TASK INSTRUCTIONS →
Figure out how many lines of the material below contain the word "that". Answer with the number only.

RECORDS FOR PROCESSING →
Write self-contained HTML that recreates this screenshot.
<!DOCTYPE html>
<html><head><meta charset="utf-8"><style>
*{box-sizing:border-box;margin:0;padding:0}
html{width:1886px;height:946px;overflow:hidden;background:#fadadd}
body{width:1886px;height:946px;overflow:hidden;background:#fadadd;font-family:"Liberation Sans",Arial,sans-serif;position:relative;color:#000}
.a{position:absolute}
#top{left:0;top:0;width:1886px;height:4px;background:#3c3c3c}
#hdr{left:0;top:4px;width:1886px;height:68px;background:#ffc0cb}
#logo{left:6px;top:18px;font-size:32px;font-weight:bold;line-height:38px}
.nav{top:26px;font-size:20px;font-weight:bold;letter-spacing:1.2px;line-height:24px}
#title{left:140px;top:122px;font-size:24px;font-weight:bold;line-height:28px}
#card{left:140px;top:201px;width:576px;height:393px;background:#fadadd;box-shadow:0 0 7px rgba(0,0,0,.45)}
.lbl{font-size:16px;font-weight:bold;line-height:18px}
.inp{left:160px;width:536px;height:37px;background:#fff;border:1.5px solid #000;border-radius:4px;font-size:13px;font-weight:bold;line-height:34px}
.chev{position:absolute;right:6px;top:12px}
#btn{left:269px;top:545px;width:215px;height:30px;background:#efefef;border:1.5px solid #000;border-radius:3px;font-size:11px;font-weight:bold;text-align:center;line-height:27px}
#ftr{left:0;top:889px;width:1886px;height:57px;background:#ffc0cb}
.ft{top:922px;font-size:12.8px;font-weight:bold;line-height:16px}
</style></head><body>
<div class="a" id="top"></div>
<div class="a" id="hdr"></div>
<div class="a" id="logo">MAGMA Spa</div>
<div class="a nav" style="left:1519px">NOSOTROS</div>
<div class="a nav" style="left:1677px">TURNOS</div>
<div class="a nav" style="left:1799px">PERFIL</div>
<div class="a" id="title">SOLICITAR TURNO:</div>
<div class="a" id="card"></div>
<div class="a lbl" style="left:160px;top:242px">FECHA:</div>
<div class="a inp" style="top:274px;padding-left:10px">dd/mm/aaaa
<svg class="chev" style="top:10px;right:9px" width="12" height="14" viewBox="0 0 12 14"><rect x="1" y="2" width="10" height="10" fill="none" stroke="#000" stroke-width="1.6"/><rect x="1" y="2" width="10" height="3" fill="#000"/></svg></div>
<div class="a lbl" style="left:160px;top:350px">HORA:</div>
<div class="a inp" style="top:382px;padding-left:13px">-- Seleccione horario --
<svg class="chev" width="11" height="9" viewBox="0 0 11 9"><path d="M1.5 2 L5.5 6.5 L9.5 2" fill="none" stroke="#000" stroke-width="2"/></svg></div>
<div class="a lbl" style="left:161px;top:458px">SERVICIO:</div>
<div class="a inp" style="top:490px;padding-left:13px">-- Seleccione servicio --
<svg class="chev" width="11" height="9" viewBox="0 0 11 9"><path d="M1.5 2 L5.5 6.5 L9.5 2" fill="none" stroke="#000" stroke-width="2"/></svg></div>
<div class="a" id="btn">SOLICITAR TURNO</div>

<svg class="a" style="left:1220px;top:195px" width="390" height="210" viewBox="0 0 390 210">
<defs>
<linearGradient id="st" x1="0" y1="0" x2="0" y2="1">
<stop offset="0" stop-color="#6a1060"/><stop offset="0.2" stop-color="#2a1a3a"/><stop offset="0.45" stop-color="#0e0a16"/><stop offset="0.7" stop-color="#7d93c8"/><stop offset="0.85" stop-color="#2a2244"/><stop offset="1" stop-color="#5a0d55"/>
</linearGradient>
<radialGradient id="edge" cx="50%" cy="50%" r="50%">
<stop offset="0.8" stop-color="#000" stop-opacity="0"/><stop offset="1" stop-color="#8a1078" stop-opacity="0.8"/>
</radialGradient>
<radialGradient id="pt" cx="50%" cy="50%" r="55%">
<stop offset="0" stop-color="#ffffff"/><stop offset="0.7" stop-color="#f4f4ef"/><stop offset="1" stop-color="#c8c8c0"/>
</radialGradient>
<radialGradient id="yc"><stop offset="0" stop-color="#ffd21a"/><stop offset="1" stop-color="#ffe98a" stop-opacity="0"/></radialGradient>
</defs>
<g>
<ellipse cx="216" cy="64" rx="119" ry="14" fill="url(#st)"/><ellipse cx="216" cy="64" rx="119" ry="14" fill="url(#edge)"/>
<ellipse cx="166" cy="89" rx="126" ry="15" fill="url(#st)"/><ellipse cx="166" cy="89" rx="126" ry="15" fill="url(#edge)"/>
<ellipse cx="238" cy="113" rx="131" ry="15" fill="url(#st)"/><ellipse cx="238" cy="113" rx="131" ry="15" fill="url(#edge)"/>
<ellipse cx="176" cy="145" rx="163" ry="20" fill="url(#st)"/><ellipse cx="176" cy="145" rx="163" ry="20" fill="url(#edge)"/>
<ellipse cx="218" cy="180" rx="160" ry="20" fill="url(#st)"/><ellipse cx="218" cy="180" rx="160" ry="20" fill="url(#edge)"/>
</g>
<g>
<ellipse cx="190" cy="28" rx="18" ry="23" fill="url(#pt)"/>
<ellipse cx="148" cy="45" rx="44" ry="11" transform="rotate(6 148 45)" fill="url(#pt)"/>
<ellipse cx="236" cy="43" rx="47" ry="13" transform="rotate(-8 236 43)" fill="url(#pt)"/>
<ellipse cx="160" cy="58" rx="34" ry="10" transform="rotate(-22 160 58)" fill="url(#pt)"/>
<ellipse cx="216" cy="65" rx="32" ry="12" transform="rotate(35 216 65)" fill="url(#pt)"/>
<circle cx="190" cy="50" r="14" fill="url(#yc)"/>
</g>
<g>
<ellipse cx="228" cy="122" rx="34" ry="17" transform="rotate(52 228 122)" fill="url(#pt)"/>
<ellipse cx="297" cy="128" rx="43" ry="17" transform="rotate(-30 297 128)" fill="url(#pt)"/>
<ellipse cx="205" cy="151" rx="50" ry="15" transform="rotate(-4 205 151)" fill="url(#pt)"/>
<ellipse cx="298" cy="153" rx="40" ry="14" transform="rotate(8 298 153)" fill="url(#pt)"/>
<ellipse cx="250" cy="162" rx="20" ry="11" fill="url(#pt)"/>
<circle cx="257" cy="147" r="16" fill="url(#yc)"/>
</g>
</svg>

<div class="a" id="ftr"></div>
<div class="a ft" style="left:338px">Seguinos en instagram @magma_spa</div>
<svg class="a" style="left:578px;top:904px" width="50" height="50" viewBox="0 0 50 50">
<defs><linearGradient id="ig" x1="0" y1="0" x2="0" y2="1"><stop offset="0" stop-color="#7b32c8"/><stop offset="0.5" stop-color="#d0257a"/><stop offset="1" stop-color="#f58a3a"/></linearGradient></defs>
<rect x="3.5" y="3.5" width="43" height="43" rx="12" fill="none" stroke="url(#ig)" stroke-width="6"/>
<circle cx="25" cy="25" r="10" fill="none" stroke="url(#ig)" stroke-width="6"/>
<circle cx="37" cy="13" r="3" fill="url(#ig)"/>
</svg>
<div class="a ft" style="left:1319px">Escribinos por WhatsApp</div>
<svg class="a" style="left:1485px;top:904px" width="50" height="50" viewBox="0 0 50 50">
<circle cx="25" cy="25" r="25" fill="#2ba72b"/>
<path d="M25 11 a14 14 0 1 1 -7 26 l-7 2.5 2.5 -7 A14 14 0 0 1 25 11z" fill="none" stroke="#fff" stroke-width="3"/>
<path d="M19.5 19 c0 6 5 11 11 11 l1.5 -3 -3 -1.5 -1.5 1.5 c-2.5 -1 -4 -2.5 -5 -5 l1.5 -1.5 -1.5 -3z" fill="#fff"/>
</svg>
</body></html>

--

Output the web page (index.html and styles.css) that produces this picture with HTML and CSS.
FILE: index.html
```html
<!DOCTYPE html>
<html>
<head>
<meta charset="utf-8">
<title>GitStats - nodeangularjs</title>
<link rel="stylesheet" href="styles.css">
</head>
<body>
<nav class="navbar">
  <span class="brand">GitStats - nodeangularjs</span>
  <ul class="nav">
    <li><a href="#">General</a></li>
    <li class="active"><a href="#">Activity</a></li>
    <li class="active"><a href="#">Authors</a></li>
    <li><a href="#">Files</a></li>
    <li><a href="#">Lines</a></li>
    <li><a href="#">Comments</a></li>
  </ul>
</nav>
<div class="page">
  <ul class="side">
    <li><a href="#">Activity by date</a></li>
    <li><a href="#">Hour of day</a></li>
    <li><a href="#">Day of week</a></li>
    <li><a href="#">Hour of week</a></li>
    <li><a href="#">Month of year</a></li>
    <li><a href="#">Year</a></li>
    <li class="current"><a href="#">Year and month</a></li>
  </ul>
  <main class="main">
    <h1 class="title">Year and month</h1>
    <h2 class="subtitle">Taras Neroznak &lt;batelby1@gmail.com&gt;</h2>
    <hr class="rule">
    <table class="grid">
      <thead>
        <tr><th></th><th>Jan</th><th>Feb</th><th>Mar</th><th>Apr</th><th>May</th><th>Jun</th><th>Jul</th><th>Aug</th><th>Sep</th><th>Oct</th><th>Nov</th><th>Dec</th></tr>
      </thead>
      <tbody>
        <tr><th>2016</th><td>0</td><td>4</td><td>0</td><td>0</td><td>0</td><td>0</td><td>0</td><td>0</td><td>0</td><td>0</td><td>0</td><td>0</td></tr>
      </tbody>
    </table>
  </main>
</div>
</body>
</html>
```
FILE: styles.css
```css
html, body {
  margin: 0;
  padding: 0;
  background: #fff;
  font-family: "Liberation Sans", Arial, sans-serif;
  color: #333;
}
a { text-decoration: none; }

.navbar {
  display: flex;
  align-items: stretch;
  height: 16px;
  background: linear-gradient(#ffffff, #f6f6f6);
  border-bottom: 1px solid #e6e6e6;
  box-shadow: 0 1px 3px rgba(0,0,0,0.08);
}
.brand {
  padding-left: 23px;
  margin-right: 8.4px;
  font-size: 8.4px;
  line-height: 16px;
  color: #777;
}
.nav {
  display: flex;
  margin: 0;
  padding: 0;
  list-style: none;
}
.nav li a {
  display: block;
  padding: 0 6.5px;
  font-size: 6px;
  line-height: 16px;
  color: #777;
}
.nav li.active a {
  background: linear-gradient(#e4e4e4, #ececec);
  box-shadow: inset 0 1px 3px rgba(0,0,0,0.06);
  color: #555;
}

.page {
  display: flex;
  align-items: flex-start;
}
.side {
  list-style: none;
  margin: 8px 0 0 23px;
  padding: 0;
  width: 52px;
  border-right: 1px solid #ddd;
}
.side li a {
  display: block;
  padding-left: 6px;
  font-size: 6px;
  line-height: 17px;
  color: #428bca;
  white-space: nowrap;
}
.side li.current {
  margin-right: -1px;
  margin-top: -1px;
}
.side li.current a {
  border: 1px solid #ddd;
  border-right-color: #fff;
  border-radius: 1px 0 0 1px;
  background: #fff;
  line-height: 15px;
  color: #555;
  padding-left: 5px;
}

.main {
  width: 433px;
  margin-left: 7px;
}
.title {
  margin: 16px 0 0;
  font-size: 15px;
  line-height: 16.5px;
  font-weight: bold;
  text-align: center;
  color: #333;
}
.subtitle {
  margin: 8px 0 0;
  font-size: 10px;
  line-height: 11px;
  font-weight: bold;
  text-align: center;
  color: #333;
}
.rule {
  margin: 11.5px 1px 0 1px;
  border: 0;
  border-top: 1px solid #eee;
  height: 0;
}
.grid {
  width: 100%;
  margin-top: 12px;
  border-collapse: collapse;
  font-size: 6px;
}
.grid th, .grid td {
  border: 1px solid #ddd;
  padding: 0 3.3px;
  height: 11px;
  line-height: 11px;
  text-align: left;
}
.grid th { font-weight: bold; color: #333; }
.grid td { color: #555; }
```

WORKED ANSWER →
2